— Stored records —
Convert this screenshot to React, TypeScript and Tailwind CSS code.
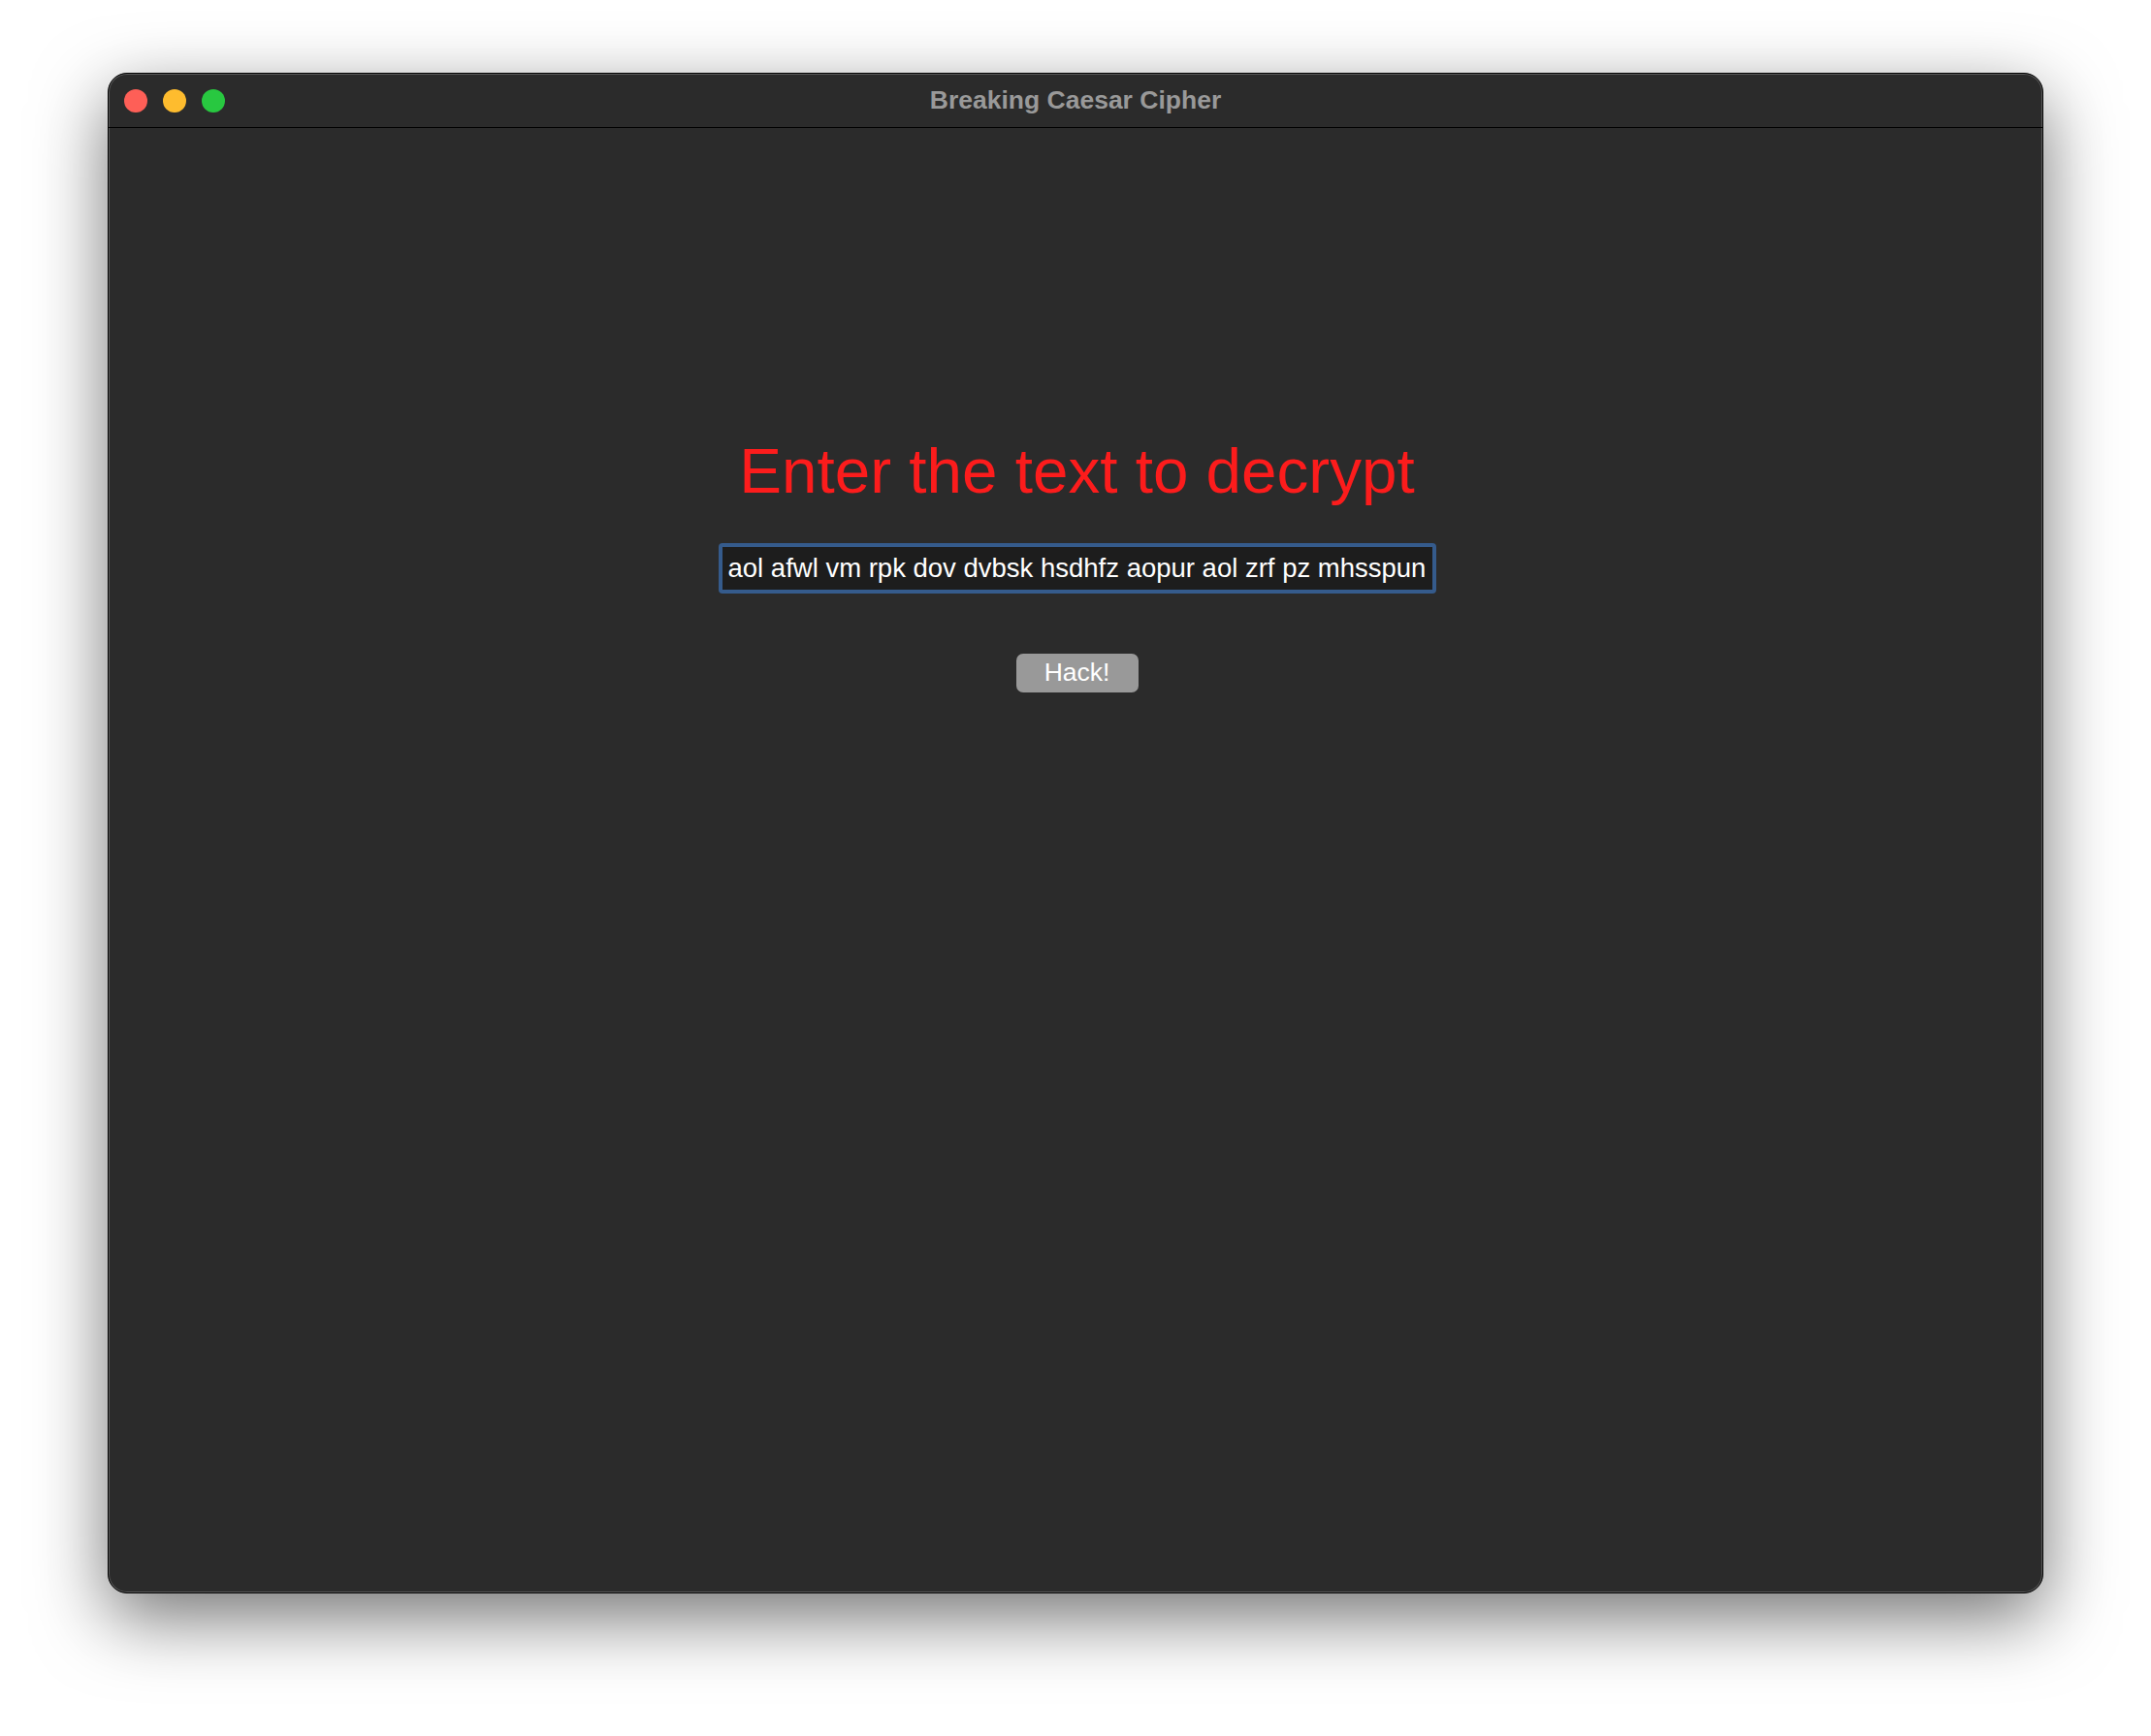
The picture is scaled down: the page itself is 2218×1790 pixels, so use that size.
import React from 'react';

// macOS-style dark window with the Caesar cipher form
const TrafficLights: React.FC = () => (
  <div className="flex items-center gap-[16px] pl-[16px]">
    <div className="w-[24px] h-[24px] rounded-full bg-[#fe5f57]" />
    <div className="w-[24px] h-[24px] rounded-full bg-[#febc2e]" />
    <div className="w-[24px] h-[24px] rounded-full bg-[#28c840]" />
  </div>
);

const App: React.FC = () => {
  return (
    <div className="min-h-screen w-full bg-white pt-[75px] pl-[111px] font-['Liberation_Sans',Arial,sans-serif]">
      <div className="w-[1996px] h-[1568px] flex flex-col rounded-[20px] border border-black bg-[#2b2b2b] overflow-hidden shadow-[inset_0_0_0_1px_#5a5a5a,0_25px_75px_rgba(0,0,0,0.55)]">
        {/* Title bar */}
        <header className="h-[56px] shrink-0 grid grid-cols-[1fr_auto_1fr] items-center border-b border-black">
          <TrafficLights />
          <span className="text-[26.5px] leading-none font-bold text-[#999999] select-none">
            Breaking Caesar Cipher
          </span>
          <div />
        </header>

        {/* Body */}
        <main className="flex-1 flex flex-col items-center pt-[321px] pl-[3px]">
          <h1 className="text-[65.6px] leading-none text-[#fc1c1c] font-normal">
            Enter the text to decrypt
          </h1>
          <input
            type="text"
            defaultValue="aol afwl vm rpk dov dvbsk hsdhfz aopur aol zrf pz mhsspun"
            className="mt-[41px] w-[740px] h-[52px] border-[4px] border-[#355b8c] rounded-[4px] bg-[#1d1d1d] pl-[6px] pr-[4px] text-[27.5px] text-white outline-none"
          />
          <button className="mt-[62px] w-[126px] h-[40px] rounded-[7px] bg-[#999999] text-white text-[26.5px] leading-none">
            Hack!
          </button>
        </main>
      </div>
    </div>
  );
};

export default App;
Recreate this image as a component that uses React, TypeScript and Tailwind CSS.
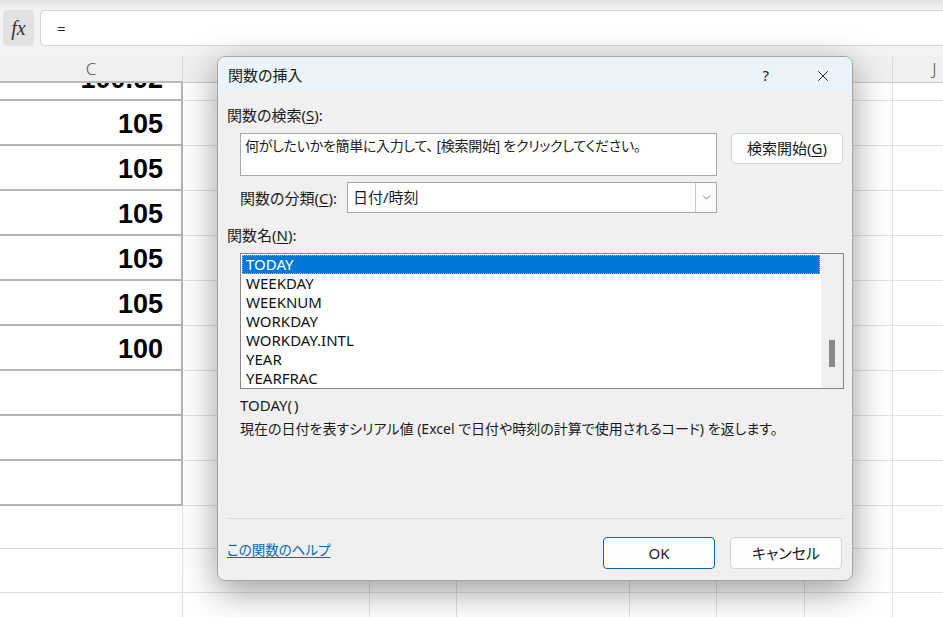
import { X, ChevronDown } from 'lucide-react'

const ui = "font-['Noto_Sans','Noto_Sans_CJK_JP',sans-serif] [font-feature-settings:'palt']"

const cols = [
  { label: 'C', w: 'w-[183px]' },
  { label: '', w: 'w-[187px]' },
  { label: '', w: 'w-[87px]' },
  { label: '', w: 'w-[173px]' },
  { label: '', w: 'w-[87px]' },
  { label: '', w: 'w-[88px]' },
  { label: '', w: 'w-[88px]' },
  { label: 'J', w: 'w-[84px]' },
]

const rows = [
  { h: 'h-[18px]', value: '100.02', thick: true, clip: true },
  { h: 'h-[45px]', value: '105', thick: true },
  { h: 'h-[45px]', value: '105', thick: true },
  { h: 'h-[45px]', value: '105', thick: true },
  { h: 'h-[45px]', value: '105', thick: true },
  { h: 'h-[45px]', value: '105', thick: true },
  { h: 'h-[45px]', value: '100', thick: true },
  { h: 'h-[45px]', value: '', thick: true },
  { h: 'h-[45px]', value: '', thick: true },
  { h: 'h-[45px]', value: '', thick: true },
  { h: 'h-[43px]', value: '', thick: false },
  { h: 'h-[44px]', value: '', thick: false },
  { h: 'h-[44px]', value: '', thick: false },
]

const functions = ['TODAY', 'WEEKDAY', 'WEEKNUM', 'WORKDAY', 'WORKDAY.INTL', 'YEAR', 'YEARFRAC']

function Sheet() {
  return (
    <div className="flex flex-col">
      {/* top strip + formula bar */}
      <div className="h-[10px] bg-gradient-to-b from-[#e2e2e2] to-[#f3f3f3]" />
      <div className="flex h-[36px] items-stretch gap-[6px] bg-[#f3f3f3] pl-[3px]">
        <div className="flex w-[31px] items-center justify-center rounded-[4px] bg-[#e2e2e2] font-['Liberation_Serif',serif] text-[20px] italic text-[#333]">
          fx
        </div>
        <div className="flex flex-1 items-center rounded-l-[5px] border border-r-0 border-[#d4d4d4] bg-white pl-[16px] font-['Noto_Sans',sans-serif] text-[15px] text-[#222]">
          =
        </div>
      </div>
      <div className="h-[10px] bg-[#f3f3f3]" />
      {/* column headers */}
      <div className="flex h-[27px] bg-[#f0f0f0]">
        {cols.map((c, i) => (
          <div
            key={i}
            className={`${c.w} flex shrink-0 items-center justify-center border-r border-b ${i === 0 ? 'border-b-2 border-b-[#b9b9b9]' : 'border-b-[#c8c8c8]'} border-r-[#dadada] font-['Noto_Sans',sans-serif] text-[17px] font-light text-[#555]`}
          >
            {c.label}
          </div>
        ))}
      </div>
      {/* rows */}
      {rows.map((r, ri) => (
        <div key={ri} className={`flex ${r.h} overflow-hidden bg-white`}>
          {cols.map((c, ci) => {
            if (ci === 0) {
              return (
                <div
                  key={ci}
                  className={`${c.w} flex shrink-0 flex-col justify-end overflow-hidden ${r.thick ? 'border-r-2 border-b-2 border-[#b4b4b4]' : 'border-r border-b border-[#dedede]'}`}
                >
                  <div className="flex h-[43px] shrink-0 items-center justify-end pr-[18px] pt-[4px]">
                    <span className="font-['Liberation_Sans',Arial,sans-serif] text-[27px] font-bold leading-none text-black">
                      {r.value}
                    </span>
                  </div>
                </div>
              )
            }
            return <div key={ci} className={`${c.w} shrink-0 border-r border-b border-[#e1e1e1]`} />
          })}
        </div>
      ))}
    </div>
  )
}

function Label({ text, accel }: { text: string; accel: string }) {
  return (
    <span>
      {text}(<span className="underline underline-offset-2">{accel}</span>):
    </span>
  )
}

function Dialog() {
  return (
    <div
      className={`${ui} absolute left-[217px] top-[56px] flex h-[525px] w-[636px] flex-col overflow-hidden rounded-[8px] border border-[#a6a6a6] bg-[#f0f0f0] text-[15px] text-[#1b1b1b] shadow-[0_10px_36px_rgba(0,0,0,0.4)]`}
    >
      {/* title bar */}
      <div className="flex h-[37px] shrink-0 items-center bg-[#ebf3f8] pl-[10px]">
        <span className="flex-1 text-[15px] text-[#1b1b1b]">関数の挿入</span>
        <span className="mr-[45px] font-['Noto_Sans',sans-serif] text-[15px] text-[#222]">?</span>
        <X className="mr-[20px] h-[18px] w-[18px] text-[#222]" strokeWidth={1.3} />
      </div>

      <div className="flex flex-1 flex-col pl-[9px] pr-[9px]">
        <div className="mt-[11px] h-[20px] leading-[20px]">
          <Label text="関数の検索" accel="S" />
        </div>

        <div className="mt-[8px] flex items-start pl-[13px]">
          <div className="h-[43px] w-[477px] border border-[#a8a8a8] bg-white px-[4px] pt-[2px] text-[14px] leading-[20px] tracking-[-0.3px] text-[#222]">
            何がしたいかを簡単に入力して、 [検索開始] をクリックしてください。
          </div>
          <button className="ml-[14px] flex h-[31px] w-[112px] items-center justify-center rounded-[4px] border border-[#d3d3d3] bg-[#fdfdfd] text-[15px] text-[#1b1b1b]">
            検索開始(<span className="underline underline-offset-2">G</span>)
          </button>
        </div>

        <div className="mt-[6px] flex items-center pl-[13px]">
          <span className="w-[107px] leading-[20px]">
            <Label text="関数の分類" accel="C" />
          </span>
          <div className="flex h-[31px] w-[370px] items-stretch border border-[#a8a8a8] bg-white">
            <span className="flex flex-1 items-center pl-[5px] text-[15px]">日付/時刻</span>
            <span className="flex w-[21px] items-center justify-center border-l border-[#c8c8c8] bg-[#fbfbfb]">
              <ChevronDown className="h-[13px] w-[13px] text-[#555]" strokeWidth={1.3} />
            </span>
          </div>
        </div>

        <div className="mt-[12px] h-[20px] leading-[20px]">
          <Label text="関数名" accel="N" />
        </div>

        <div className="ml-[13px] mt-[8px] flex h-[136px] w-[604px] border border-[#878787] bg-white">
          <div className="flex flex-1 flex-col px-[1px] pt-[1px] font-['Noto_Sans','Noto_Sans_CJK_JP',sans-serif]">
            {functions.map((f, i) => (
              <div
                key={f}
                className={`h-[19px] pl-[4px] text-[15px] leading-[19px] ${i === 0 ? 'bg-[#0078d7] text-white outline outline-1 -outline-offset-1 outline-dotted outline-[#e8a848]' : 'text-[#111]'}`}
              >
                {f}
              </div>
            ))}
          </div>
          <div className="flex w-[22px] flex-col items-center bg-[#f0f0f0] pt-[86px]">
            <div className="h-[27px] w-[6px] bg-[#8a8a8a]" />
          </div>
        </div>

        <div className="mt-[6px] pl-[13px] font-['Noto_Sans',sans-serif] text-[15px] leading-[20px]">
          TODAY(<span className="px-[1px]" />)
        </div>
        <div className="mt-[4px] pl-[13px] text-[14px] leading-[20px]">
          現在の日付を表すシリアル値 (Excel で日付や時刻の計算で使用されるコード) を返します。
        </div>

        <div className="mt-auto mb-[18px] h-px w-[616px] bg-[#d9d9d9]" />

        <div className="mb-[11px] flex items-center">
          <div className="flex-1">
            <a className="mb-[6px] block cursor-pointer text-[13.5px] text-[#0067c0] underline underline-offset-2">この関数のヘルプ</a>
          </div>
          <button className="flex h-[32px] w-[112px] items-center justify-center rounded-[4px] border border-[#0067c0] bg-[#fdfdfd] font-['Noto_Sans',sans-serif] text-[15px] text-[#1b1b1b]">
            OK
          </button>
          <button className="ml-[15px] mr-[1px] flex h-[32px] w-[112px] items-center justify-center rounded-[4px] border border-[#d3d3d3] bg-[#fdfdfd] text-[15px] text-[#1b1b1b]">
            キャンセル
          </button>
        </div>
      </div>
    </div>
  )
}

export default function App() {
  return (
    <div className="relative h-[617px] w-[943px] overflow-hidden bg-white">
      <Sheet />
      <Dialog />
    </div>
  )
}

— What to produce —
Give only the number of lines in the entries that contain "TypeScript".

— Solved exercise —
2